Example 5: Collecting budget
Collecting is where hobby spending tips matter most because the line between enjoyment and accumulation can blur. A sound collecting budget includes:
- A monthly acquisition cap
- A display or storage limit
- Protection materials if needed
- A rule for preorders or limited releases
- A review point every few months
One effective rule is display before you buy: if a new collectible has no prepared place to go, it waits. This turns storage into a spending boundary. If display becomes part of the hobby, planning for cases early can reduce damage and duplicate purchases. See Best Display Cases for Collectibles, Model Kits, and Action Figures.
When to recalculate
A hobby budget should not be made once and forgotten. It becomes more accurate when you revisit it after real use. Recalculate when any of these changes occur:
- Your activity level changes. You are doing the hobby more often than expected, or much less.

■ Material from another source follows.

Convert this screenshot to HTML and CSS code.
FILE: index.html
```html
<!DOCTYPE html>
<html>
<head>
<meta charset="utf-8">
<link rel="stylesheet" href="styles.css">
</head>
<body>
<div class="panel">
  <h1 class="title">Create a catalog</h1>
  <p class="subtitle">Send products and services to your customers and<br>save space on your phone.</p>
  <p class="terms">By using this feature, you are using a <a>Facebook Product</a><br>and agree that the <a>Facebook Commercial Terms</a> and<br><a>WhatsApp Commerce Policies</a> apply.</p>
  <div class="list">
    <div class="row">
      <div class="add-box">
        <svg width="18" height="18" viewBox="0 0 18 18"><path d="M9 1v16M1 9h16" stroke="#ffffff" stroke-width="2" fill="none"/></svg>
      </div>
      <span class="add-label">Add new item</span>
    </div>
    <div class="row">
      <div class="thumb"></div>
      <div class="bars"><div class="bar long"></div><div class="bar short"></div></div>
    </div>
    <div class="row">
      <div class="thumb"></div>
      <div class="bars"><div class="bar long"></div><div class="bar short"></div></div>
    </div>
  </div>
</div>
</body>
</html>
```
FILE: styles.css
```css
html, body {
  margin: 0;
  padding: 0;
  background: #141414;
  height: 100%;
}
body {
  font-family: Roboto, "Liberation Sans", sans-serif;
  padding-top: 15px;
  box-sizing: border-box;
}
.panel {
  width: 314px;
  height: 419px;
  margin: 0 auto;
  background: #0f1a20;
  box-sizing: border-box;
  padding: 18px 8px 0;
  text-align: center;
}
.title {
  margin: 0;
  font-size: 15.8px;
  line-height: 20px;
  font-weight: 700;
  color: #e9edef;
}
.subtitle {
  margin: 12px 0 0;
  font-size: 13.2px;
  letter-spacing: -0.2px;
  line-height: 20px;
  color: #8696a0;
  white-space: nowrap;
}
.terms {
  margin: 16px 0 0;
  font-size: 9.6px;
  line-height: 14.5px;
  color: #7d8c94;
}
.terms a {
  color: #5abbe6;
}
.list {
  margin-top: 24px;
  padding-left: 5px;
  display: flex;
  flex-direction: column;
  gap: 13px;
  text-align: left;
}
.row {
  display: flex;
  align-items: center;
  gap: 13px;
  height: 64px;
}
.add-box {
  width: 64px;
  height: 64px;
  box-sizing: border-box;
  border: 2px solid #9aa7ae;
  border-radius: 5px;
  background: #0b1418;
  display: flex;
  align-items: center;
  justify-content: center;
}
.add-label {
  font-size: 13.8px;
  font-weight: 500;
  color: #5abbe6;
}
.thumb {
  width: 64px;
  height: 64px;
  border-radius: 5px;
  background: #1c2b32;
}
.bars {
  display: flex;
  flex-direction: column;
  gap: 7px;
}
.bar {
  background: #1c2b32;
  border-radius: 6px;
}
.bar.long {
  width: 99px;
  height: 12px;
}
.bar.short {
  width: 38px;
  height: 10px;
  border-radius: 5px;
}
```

- Your supply costs change. Common materials, shipping, or replacement parts become meaningfully more expensive.
- You finish your first project. This is the best time to decide whether upgrades are earned.
- Your storage situation changes. Moving, sharing space, or collecting more than planned can create new costs.
- You start browsing premium gear. Interest in upgrades is a signal to pause and run a fresh budget.
- You are considering subscriptions. Monthly boxes can be fun, but they convert a flexible hobby into a fixed recurring expense. If that appeals to you, compare it carefully with buying supplies as needed. Best Hobby Subscriptions and Monthly Boxes Worth Trying can help frame that decision.
To make recalculation easy, keep a simple note with five lines:
- What I spent to start
- What I spent this month
- What I actually used
- What I regret buying
- What I wish I had bought first
That small record turns vague spending into clear buying advice for your future self.
Before your next purchase, use this action checklist:
- Can I complete one more project with what I already own?
- Is this item solving a real problem or just expanding options?
- Will I use it in the next 30 days?
- Does it increase recurring costs later?
- Do I need better tools, or more practice with the tools I have?
The best hobby budget is not the smallest one. It is the one that matches how you actually participate. Spend enough to make the hobby enjoyable, but not so much that unused gear becomes the hobby instead. If you return to this framework whenever prices shift, your schedule changes, or upgrade temptation appears, you will make steadier decisions and get more satisfaction from every purchase.